Montgomery : Miller Applies Retroactively

In Montgomery, the third case concerning life without parole sentences for juvenile offenders, the Supreme Court held that "Miller announced a substantive rule that is retroactive in cases on collateral review." 136 S. Ct. at 732. Although the Supreme Court held that Miller applied retroactively, its holding did "not require States to relitigate sentences, let alone convictions, in every case where a juvenile offender received mandatory life without parole." Id. at 736. Rather, the Court stated that "A State may remedy a Miller violation by permitting juvenile homicide offenders to be considered for parole, rather than by resentencing them." Id.

Maryland's Parole System

We next explain the parole process for an individual who receives a life sentence in Maryland. An inmate in prison for a life sentence does not become eligible for parole consideration until after serving fifteen years (or the equivalent of fifteen years after taking applicable diminution credits into account). Md. Code (1999, 2017 Repl. Vol.), § 7-301(d)(1) of the Correctional Services Article ("CS"). However, individuals such as Brooks, who are serving life sentences for first-degree murder, do not become eligible for parole until after serving twenty-five years (or the equivalent of twenty-five years after taking applicable diminution credits into account). CS § 7-301(d)(2).

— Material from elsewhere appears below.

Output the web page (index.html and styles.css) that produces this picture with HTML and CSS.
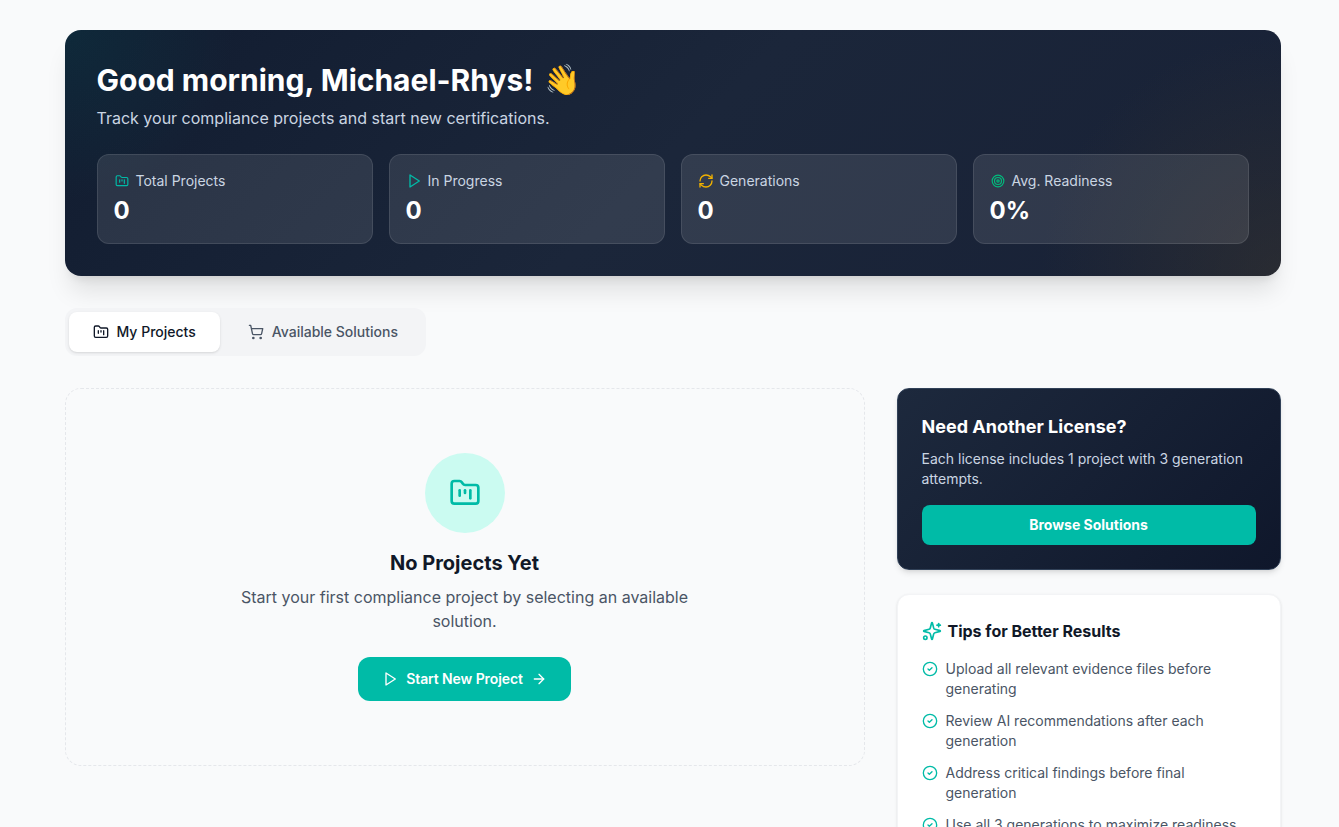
FILE: index.html
```html
<!DOCTYPE html>
<html lang="en">
<head>
    <meta charset="UTF-8">
    <meta name="viewport" content="width=device-width, initial-scale=1.0">
    <title>Dashboard</title>
    <link rel="stylesheet" href="styles.css">
</head>
<body>
    <svg class="icon-defs" aria-hidden="true">
        <symbol id="i-folder" viewBox="0 0 24 24"><path d="M4 20h16a2 2 0 0 0 2-2V8a2 2 0 0 0-2-2h-7.93a2 2 0 0 1-1.66-.9l-.82-1.2A2 2 0 0 0 7.93 3H4a2 2 0 0 0-2 2v13c0 1.1.9 2 2 2Z"/><path d="M8 10v4"/><path d="M12 10v2"/><path d="M16 10v6"/></symbol>
        <symbol id="i-play" viewBox="0 0 24 24"><polygon points="6 3 20 12 6 21 6 3"/></symbol>
        <symbol id="i-refresh" viewBox="0 0 24 24"><path d="M3 12a9 9 0 0 1 9-9 9.75 9.75 0 0 1 6.74 2.74L21 8"/><path d="M21 3v5h-5"/><path d="M21 12a9 9 0 0 1-9 9 9.75 9.75 0 0 1-6.74-2.74L3 16"/><path d="M8 16H3v5"/></symbol>
        <symbol id="i-target" viewBox="0 0 24 24"><circle cx="12" cy="12" r="10"/><circle cx="12" cy="12" r="6"/><circle cx="12" cy="12" r="2"/></symbol>
        <symbol id="i-cart" viewBox="0 0 24 24"><circle cx="8" cy="21" r="1"/><circle cx="19" cy="21" r="1"/><path d="M2.05 2.05h2l2.66 12.42a2 2 0 0 0 2 1.58h9.78a2 2 0 0 0 1.95-1.57l1.65-7.43H5.12"/></symbol>
        <symbol id="i-arrow" viewBox="0 0 24 24"><path d="M5 12h14"/><path d="m12 5 7 7-7 7"/></symbol>
        <symbol id="i-sparkles" viewBox="0 0 24 24"><path d="M9.937 15.5A2 2 0 0 0 8.5 14.063l-6.135-1.582a.5.5 0 0 1 0-.962L8.5 9.936A2 2 0 0 0 9.937 8.5l1.582-6.135a.5.5 0 0 1 .963 0L14.063 8.5A2 2 0 0 0 15.5 9.937l6.135 1.581a.5.5 0 0 1 0 .964L15.5 14.063a2 2 0 0 0-1.437 1.437l-1.582 6.135a.5.5 0 0 1-.963 0z"/><path d="M20 3v4"/><path d="M22 5h-4"/><circle cx="4" cy="20" r="2"/></symbol>
        <symbol id="i-check" viewBox="0 0 24 24"><circle cx="12" cy="12" r="10"/><path d="m9 12 2 2 4-4"/></symbol>
    </svg>

    <main class="page">
        <section class="hero">
            <h1>Good morning, Michael-Rhys! <span class="wave">👋</span></h1>
            <p class="hero-sub">Track your compliance projects and start new certifications.</p>
            <div class="stats">
                <div class="stat">
                    <div class="stat-label"><svg class="icon icon-sm teal"><use href="#i-folder"/></svg>Total Projects</div>
                    <div class="stat-value">0</div>
                </div>
                <div class="stat">
                    <div class="stat-label"><svg class="icon teal"><use href="#i-play"/></svg>In Progress</div>
                    <div class="stat-value">0</div>
                </div>
                <div class="stat">
                    <div class="stat-label"><svg class="icon amber"><use href="#i-refresh"/></svg>Generations</div>
                    <div class="stat-value">0</div>
                </div>
                <div class="stat">
                    <div class="stat-label"><svg class="icon icon-sm emerald"><use href="#i-target"/></svg>Avg. Readiness</div>
                    <div class="stat-value">0%</div>
                </div>
            </div>
        </section>

        <nav class="tabs">
            <button class="tab active"><svg class="icon"><use href="#i-folder"/></svg>My Projects</button>
            <button class="tab"><svg class="icon"><use href="#i-cart"/></svg>Available Solutions</button>
        </nav>

        <div class="columns">
            <section class="empty">
                <div class="empty-circle"><svg class="icon icon-lg"><use href="#i-folder"/></svg></div>
                <h2>No Projects Yet</h2>
                <p>Start your first compliance project by selecting an available solution.</p>
                <button class="start-btn">
                    <svg class="icon"><use href="#i-play"/></svg>
                    Start New Project
                    <svg class="icon"><use href="#i-arrow"/></svg>
                </button>
            </section>

            <aside class="side">
                <div class="license">
                    <h3>Need Another License?</h3>
                    <p>Each license includes 1 project with 3 generation attempts.</p>
                    <button class="browse-btn">Browse Solutions</button>
                </div>
                <div class="tips">
                    <h3><svg class="icon icon-tip teal"><use href="#i-sparkles"/></svg>Tips for Better Results</h3>
                    <ul>
                        <li><svg class="icon teal"><use href="#i-check"/></svg>Upload all relevant evidence files before generating</li>
                        <li><svg class="icon teal"><use href="#i-check"/></svg>Review AI recommendations after each generation</li>
                        <li><svg class="icon teal"><use href="#i-check"/></svg>Address critical findings before final generation</li>
                        <li><svg class="icon teal"><use href="#i-check"/></svg>Use all 3 generations to maximize readiness</li>
                    </ul>
                </div>
            </aside>
        </div>
    </main>
</body>
</html>
```

FILE: styles.css
```css
* {
    box-sizing: border-box;
}
html, body {
    height: 100%;
    overflow: hidden;
}
body {
    margin: 0;
    background: #f9fafb;
    color: #101828;
    font-family: Inter, "Liberation Sans", sans-serif;
}
h1, h2, h3, p, ul {
    margin: 0;
    padding: 0;
}
button {
    font-family: inherit;
    border: none;
    cursor: pointer;
}
.icon-defs {
    display: none;
}
.icon {
    width: 16px;
    height: 16px;
    flex-shrink: 0;
    fill: none;
    stroke: currentColor;
    stroke-width: 2;
    stroke-linecap: round;
    stroke-linejoin: round;
}
.icon-sm {
    width: 14px;
    height: 14px;
    margin: 0 1px;
}
.icon-lg {
    width: 32px;
    height: 32px;
}
.icon-tip {
    width: 20px;
    height: 20px;
}
.teal { color: #00bba7; }
.amber { color: #f0b100; }
.emerald { color: #00bc7d; }

.page {
    width: 1216px;
    margin-left: 64.5px;
    padding-top: 30px;
}

/* Greeting banner */
.hero {
    padding: 32px;
    border-radius: 16px;
    color: white;
    background:
        radial-gradient(circle at 100% 100%, rgba(65, 58, 45, 0.42), transparent 240px),
        radial-gradient(circle at 0 0, rgba(0, 110, 110, 0.16), transparent 170px),
        linear-gradient(135deg, #111c30 0%, #1b263a 50%, #182136 100%);
    box-shadow: 0 20px 25px -5px rgba(0, 0, 0, 0.1), 0 8px 10px -6px rgba(0, 0, 0, 0.1);
}
.hero h1 {
    font-size: 30px;
    line-height: 36px;
    font-weight: 700;
}
.wave {
    display: inline-block;
    margin-left: 3px;
    line-height: 1;
    font-family: "Noto Color Emoji", sans-serif;
    transform: rotate(-8deg);
}
.hero-sub {
    margin-top: 8px;
    font-size: 16px;
    line-height: 24px;
    color: #cad5e2;
}
.stats {
    display: grid;
    grid-template-columns: repeat(4, 1fr);
    gap: 16px;
    margin-top: 24px;
}
.stat {
    height: 90px;
    padding: 16px;
    border-radius: 12px;
    background: rgba(255, 255, 255, 0.1);
    border: 1px solid rgba(255, 255, 255, 0.1);
}
.stat-label {
    display: flex;
    align-items: center;
    gap: 6px;
    font-size: 14px;
    line-height: 20px;
    color: #cad5e2;
}
.stat-value {
    margin-top: 4px;
    font-size: 24px;
    line-height: 32px;
    font-weight: 700;
}

/* Tabs */
.tabs {
    display: inline-flex;
    gap: 4px;
    margin-top: 32px;
    padding: 4px;
    background: #f3f4f6;
    border-radius: 12px;
}
.tab {
    display: flex;
    align-items: center;
    gap: 8px;
    height: 40px;
    padding: 0 24px;
    border-radius: 8px;
    background: transparent;
    color: #4a5565;
    font-size: 14px;
    line-height: 20px;
    font-weight: 500;
}
.tab.active {
    background: white;
    color: #101828;
    box-shadow: 0 1px 3px rgba(0, 0, 0, 0.1), 0 1px 2px -1px rgba(0, 0, 0, 0.1);
}

.columns {
    display: grid;
    grid-template-columns: 800px 384px;
    gap: 32px;
    margin-top: 32px;
    align-items: start;
}

/* Empty state */
.empty {
    height: 378px;
    padding-top: 64px;
    display: flex;
    flex-direction: column;
    align-items: center;
    text-align: center;
    border: 1px dashed #e5e7eb;
    border-radius: 16px;
}
.empty-circle {
    width: 80px;
    height: 80px;
    display: flex;
    align-items: center;
    justify-content: center;
    border-radius: 50%;
    background: #cbfbf1;
    color: #00bba7;
}
.empty h2 {
    margin-top: 16px;
    font-size: 20px;
    line-height: 28px;
    font-weight: 700;
}
.empty p {
    width: 448px;
    margin-top: 8px;
    font-size: 16px;
    line-height: 24px;
    color: #4a5565;
}
.start-btn {
    display: flex;
    align-items: center;
    gap: 8px;
    height: 44px;
    margin-top: 24px;
    padding: 0 24px;
    border-radius: 12px;
    background: #00bba7;
    color: white;
    font-size: 14px;
    line-height: 20px;
    font-weight: 600;
    letter-spacing: -0.1px;
}

/* Sidebar cards */
.side {
    display: flex;
    flex-direction: column;
    gap: 24px;
}
.license {
    padding: 24px;
    border-radius: 12px;
    color: white;
    background: linear-gradient(135deg, #1d293d, #0f172b);
    border: 1px solid #314158;
    box-shadow: 0 4px 6px -1px rgba(0, 0, 0, 0.1), 0 2px 4px -2px rgba(0, 0, 0, 0.1);
}
.license h3 {
    font-size: 18px;
    line-height: 28px;
    font-weight: 700;
}
.license p {
    margin-top: 8px;
    font-size: 14px;
    line-height: 20px;
    color: #cad5e2;
}
.browse-btn {
    width: 100%;
    height: 40px;
    margin-top: 16px;
    border-radius: 8px;
    background: #00bba7;
    color: white;
    font-size: 14px;
    line-height: 20px;
    font-weight: 700;
}
.tips {
    padding: 24px;
    background: white;
    border: 1px solid #f3f4f6;
    border-radius: 12px;
    box-shadow: 0 1px 3px rgba(0, 0, 0, 0.1), 0 1px 2px -1px rgba(0, 0, 0, 0.1);
}
.tips h3 {
    display: flex;
    align-items: center;
    gap: 6px;
    font-size: 16px;
    line-height: 24px;
    font-weight: 700;
}
.tips ul {
    list-style: none;
    display: flex;
    flex-direction: column;
    gap: 12px;
    margin-top: 16px;
}
.tips li {
    display: flex;
    gap: 8px;
    font-size: 14px;
    line-height: 20px;
    color: #4a5565;
}
.tips li .icon {
    margin-top: 2px;
}
```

When the Parole Commission determines whether an inmate is suitable for parole, it considers a long list of factors, such as the circumstances surrounding the crime, the "physical, mental, and moral qualifications" of the inmate, and whether there is a substantial risk the inmate will not conform to the conditions of parole. COMAR 12.08.01.18A(1)-(2). In response to the Supreme Court's jurisprudence concerning juvenile offenders, on October 24, 2016, the Parole Commission adopted 12.08.01.18A(3), which contains the following additional factors when considering parole for a juvenile offender:

(a) Age at the time the crime was committed;

(b) The individual's level of maturity and sense of responsibility at the time of [sic] the crime was committed;

(c) Whether influence or pressure from other individuals contributed to the commission of the crime;

(d) Whether the prisoner's character developed since the time of the crime in a manner that indicates the prisoner will comply with the conditions of release;

(e) The home environment and family relationships at the time the crime was committed;

(f) The individual's educational background and achievement at the time the crime was committed; and

(g) Other factors or circumstances unique to prisoners who committed crimes at the time the individual was a juvenile that the Commissioner determines to be relevant.

Although the Parole Commission "has the exclusive power to . . . authorize the parole of an individual sentenced under the laws of the State to any correctional facility in the State[,]" CS § 7-205(a)(1), "an inmate serving a term of life imprisonment may only be paroled with the approval of the Governor." CS § 7-301(d)(4). Apparently in response to the Supreme Court cases concerning juvenile offenders, on February 9, 2018, the Governor issued an Executive Order (the "2018 Executive Order") setting forth how he would exercise his discretion pursuant to CS § 7-301(d)(4). 45:5 Md. Reg. 261 (March 2, 2018), codified at COMAR 01.01.2018.06. In the 2018 Executive Order, the Governor stated that he would specifically consider:

i. The juvenile offender's age at the time the crime was committed and the lesser culpability of juvenile offenders as compared to adult offenders;

ii. The degree to which the juvenile offender has demonstrated maturity since the commission of the crime; and

iii. The degree to which the juvenile offender has demonstrated rehabilitation since the commission of the crime.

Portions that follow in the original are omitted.